Like I said. I’m not demanding it be redacted. I am making suggestions for what (not) to do in the future. If you feel that my comments haven’t been specific or targeted enough I can try to make them more specific.

Also, as you may or may not have noticed, I disagreed with the idea that "waiting until everything is perfect or until all contingencies are resolved means we will never solve anything”. Sometimes waiting is the only course of action that will increase the odds of succeeding at your goals and moving too fast is what increases the odds of failure.
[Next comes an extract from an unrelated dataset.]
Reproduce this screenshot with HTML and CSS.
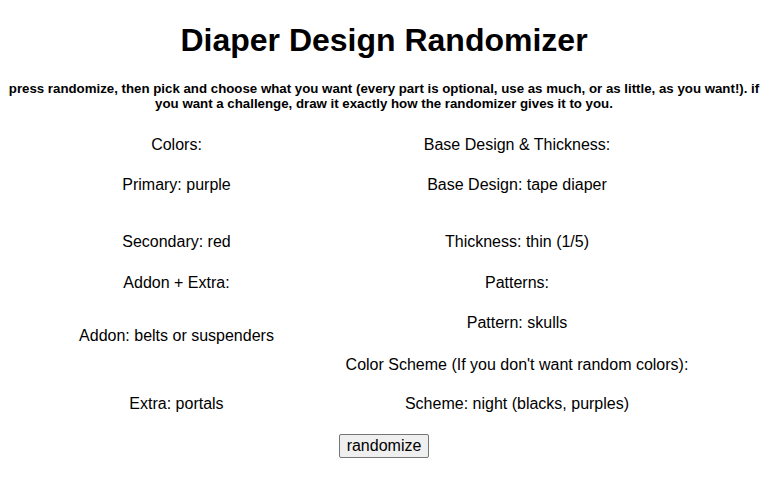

Moving too fast based on arbitrary deadlines is quite often very counter-productive and I do think this is the case with PWP. I personally don’t see how we can do any real work on PWPs until the manifest format for WPs is done and until we have more concrete proposals on the packaging format. I know that as good as everybody else in the WG disagrees with me but I reserve the right to say that I think it’s a bad idea to move too quickly on PWPs. It’s too dependent on the outcomes of other work.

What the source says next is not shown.